I think I'd rather be single forever than to be in a relationship with this guy. (Thanks for the link, Maysie!)
In answer to the thread question: I don't know - maybe yes for the "average" person. (Or, at least, society gives us messages all the time that the only way to be truly happy is to be in a good romantic relationship, and the "average" person buys into that idea, whether they ever manage to achieve it themselves or not.)
But then, who's average? My friends fall into at least one of these categores: In relationships and happy, in relationships and wish they were in a happier relationship, single and happy to be out of a bad relationship, or single and wish they were in a good relationship. And then I know a couple of people who are simply single and just happy to be single. So I guess it varies.
I never asked for an apology, Gaian. babble has taught me to set achievable goals.
(Hint, that was a joke)
Back on topic:
I have been all of those things, and depending on the day/week/month/year/decade, can be more than one in a relatively short period of time. The answer to your original question, CanadaApple, is, like the phrase "It was nice to meet you", inconclusive. I hope you're happy now.
imo, i need a romantic and sexual partner in order to be happy.
I feel like i am undesirable when i do not have a man who want to be with me, i feel ugly, i know thats really my self esteem problem, but thats how i feel.
A successful [relationship] is basically an endless cycle of wrongs committed, apologies offered, and forgiveness granted…all leavened by the occasional orgasm. – Dan Savage
Ha! Maysie that made me smile out loud!
"generally, yes", in answer to the question,
but the tricky thing for me has always been, and i think is the big qualifier to the question, is that you have to be fairly happy with yourself, single, in order to be happy in a relationship.
if a relationship is a raising of something larger, something more complex than just one person, then the more autonomously stable (happy, non-dependant), each of the people, the inputs, are, the better.

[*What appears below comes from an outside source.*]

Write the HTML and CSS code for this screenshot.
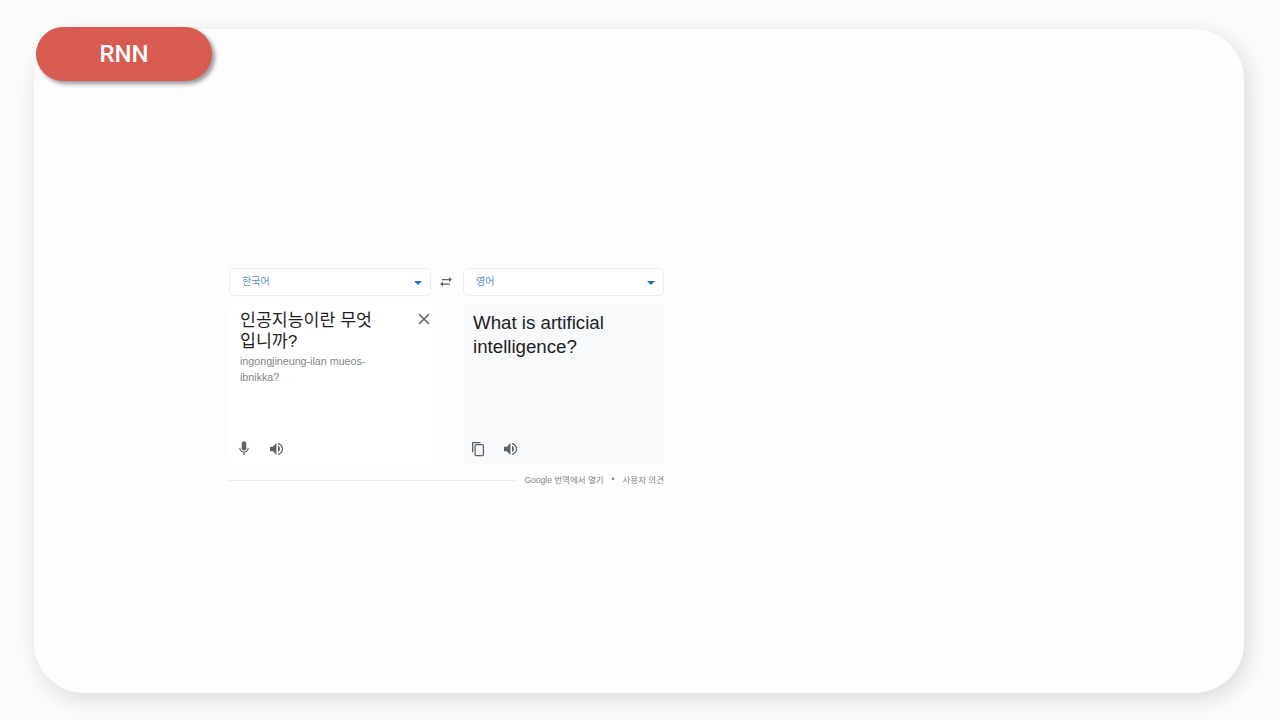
FILE: index.html
```html
<!DOCTYPE html>
<html lang="ko">
<head>
    <meta charset="UTF-8">
    <title>RNN</title>
    <link rel="stylesheet" href="styles.css">
</head>
<body>
    <div class="slide">
        <div class="badge">RNN</div>
        <div class="translate">
            <div class="lang-row">
                <div class="lang-select">
                    <span>한국어</span>
                    <i class="caret"></i>
                </div>
                <div class="swap">
                    <svg width="14" height="14" viewBox="0 0 14 14"><path d="M10 2v1.900H3v1.300h7v1.900L13 4.500z M4 6.600L1 9l3 2.500V9.700h7V8.400H4z" fill="#5f6368"/></svg>
                </div>
                <div class="lang-select">
                    <span>영어</span>
                    <i class="caret"></i>
                </div>
            </div>
            <div class="panels">
                <div class="panel source">
                    <div class="source-top">
                        <div class="source-text">인공지능이란 무엇입니까?</div>
                        <svg class="clear" width="12" height="12" viewBox="0 0 12 12"><path d="M1 1l10 10M11 1L1 11" stroke="#5f6368" stroke-width="1.600" fill="none"/></svg>
                    </div>
                    <div class="roman">ingongjineung-ilan mueos-ibnikka?</div>
                    <div class="tools">
                        <svg width="12" height="16" viewBox="0 0 12 16"><path d="M6 9.500c1.300 0 2.300-1 2.300-2.300V2.500C8.300 1.200 7.300.2 6 .2S3.700 1.200 3.700 2.500v4.700c0 1.300 1 2.300 2.300 2.300z" fill="#5f6368"/><path d="M1.800 6.800c0 2.500 1.900 4.300 4.200 4.300s4.200-1.800 4.200-4.300M6 11v3" stroke="#5f6368" stroke-width="1.200" fill="none"/></svg>
                        <svg width="15" height="14" viewBox="0 0 15 14"><path d="M1 4.800v4.400h2.800L7.400 13V1L3.800 4.800z" fill="#5f6368"/><path d="M9 3.800c1.300.7 2 1.800 2 3.200s-.7 2.500-2 3.200z" fill="#5f6368"/><path d="M9 1.600c2.700.7 4.500 2.800 4.500 5.400S11.700 11.700 9 12.400" stroke="#5f6368" stroke-width="1.200" fill="none"/></svg>
                    </div>
                </div>
                <div class="panel target">
                    <div class="target-text">What is artificial intelligence?</div>
                    <div class="tools">
                        <svg width="14" height="16" viewBox="0 0 14 16"><path d="M9.500 1H2.200C1.500 1 1 1.500 1 2.200v9h1.300v-9h7.200z" fill="#5f6368"/><rect x="4.100" y="3.700" width="8.300" height="11" rx="1" stroke="#5f6368" stroke-width="1.300" fill="none"/></svg>
                        <svg width="15" height="14" viewBox="0 0 15 14"><path d="M1 4.800v4.400h2.800L7.400 13V1L3.800 4.800z" fill="#5f6368"/><path d="M9 3.800c1.300.7 2 1.800 2 3.200s-.7 2.500-2 3.200z" fill="#5f6368"/><path d="M9 1.600c2.700.7 4.500 2.800 4.500 5.400S11.700 11.700 9 12.400" stroke="#5f6368" stroke-width="1.200" fill="none"/></svg>
                    </div>
                </div>
            </div>
            <div class="footer">
                <div class="footer-line"></div>
                <span>Google 번역에서 열기</span>
                <span class="dot">•</span>
                <span>사용자 의견</span>
            </div>
        </div>
    </div>
</body>
</html>
```

FILE: styles.css
```css
body {
    margin: 0;
    width: 1280px;
    height: 720px;
    overflow: hidden;
    background-color: #fbfbfb;
    font-family: "Liberation Sans", "Noto Sans CJK KR", sans-serif;
    padding: 29px 36px 27px 34px;
    box-sizing: border-box;
}
.slide {
    position: relative;
    height: 664px;
    background-color: #fdfdfd;
    border-radius: 50px;
    box-shadow: 4px 6px 22px rgba(0, 0, 0, 0.13);
    padding: 239px 0 0 195px;
    box-sizing: border-box;
}
.badge {
    position: absolute;
    left: 2px;
    top: -2px;
    width: 176px;
    height: 54px;
    border-radius: 27px;
    background-color: #d85b52;
    box-shadow: 3px 3px 4px rgba(0, 0, 0, 0.4);
    color: #ffffff;
    font-family: Roboto, sans-serif;
    font-size: 24px;
    font-weight: 500;
    line-height: 54px;
    text-align: center;
}
.translate {
    width: 435px;
}
.lang-row {
    display: grid;
    grid-template-columns: 202px 32px 201px;
    height: 28px;
}
.lang-select {
    display: flex;
    align-items: center;
    justify-content: space-between;
    padding: 0 8px 0 12px;
    border: 1px solid #eceef1;
    border-radius: 5px;
    background-color: #ffffff;
    color: #5b8fd8;
    font-size: 10px;
    box-sizing: border-box;
}
.lang-select span {
    position: relative;
    top: -2px;
}
.caret {
    width: 0;
    height: 0;
    margin-top: 2px;
    border-left: 4px solid transparent;
    border-right: 4px solid transparent;
    border-top: 4px solid #1a6fd0;
}
.swap {
    display: flex;
    align-items: center;
    justify-content: center;
    padding-right: 2px;
}
.panels {
    display: grid;
    grid-template-columns: 202px 201px;
    gap: 32px;
    margin-top: 8px;
    height: 160px;
}
.panel {
    position: relative;
    box-sizing: border-box;
    border-radius: 6px;
}
.source {
    padding: 4px 0 0 11px;
    background-color: #ffffff;
}
.source-top {
    display: flex;
    justify-content: space-between;
    align-items: flex-start;
    padding-top: 2px;
}
.source-text {
    width: 140px;
    font-size: 17.300px;
    line-height: 21px;
    color: #1f1f1f;
}
.clear {
    margin-top: 3px;
    margin-right: 1px;
}
.roman {
    width: 136px;
    margin-top: 2px;
    font-size: 10.700px;
    line-height: 15.500px;
    color: #80868b;
}
.target {
    background-color: #f8f9fb;
    padding: 7px 11px 0 10px;
}
.target-text {
    font-size: 18.700px;
    line-height: 24px;
    color: #202124;
}
.tools {
    position: absolute;
    left: 8px;
    bottom: 7px;
    display: flex;
    align-items: center;
    gap: 18px;
}
.source .tools {
    left: 9px;
    gap: 19px;
}
.footer {
    display: flex;
    align-items: center;
    margin-top: 8px;
    height: 14px;
    font-size: 8.500px;
    color: #80868b;
}
.footer-line {
    flex: 1;
    height: 1px;
    margin: 3px 9px 0 0;
    background-color: #ebebeb;
}
.dot {
    margin: 0 8px;
}
```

of course, in a relationship you kinda pool your skills and such, so one does become "dependant" as well as stronger; but the idea is to grow something larger, not entangle you or your partner.
i've been through famine and feast, relationship-wise, and that's how it's seemed to me, anyway.
Can an average person find happiness in a relationship with someone on either side of the mean?
I think the average person thinks he or she needs to be coupled up to be happy.
But the fact is that if you are in a relationship you still wind up having to deal with your own shit (on some level, anyway) just the same as before.
We all need a little romance in our lives. Doing that with the same person or different people isn't important except for what makes you happy. It doesn't matter if you're in a long term relationship or not, you can be happy either way. And you can be pretty sure there's tons of other people who feel the same way.
I know people who are always in a committed relationship, i know folks that have been single for years, i know celibates, people in open relationships..they have all found their own particular happiness and it works great for them. The common theme was they were all just taking it in stride without too many expectations of what things should be or what kind of relationship they "should be in" at that stage in their life.
I expected that "answer".
It doesn't exactly make me happy, so I guess I have to find another answer for myself.

You'll never really know until you try it.
True, but it's easier said than done for some people.